The essay lost me when it said that the term "Mary-Sue" is sexist. I've heard it used plenty of times for male characters; the claim that it's overwhelmingly or exclusively used for female characters is a strawman
Statistical evidence suggests that it is, in fact, sexist.
That it is also sometimes applied to male characters does not mean it can't be
disproportionately applied to female characters.
Remember, Luke is a beloved hero, while Rey is frequently derided as a Mary Sue...when she was written
specifically to imitate Luke. The writing is certainly more clumsy in Disney's trilogy, but the core character is fundamentally the same. Presenting literally 100% identical characters, where one is male and the other female, does in fact disproportionately generate negative responses for the female version.
It is, unfortunately, very very common that something can be sexist even when it isn't EXCLUSIVELY anti-women. This is improving with time--in part because writers are finally
actually writing female characters, so we get a greater diversity of them AND writers now have more experience writing them!--but it's slow going.
Besides, one of the greatest problems with "Mary Sue" as a concept is that it has always been far too vague and almost totally useless in terms of writing advice.
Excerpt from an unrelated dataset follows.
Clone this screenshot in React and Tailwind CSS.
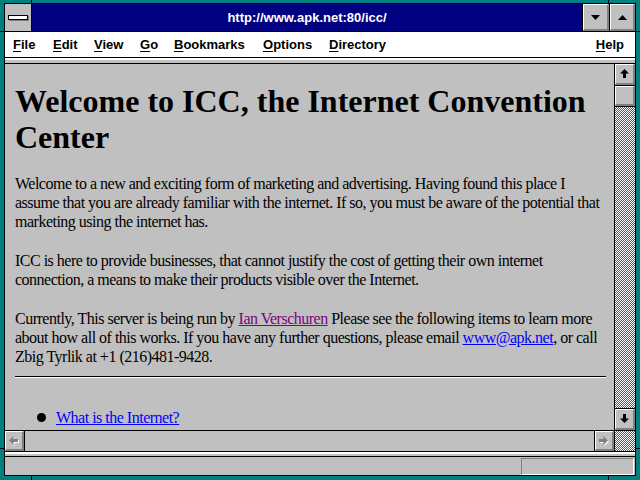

Every time people try to nail down a clear definition of what "Mary Sue" means, it just produces a new generation of "See, it's
totally not a Mary Sue, I didn't do
any of the things you said were wrong!" Attempts to subvert the basic Sue gave us the Villain Sue (can't be a Mary Sue, they're the
bad guy!), the Canon Sue (can't be a Mary Sue, it's a pre-existing character!), the Jerk Sue (can't be a Mary Sue, they're a butthole, no one likes them!), or the Sympathetic Sue (can't be a Mary Sue, the
universe hates them!) Now that those things have become common-knowledge, we're getting third- or even fourth-generation Sues that try to avoid those flagged symptoms without addressing the underlying
disease.
And that underlying disease is very, very neatly packaged up in the candy-vs-spinach thing. Candy glorifies. Spinach humbles. It is possible to have high-candy characters that are still likeable, even lovable (as noted, Sherlock Holmes and James Bond, particularly the latter; he's cooler than cool, the sexiest super-spy, wealthy and fabulous and highly intelligent and funny and badass and...etc., etc.) Doing so is a risk, however.
Reliably good characters eat their spinach, and only get their candy after the narrative has given the spinach some time to digest.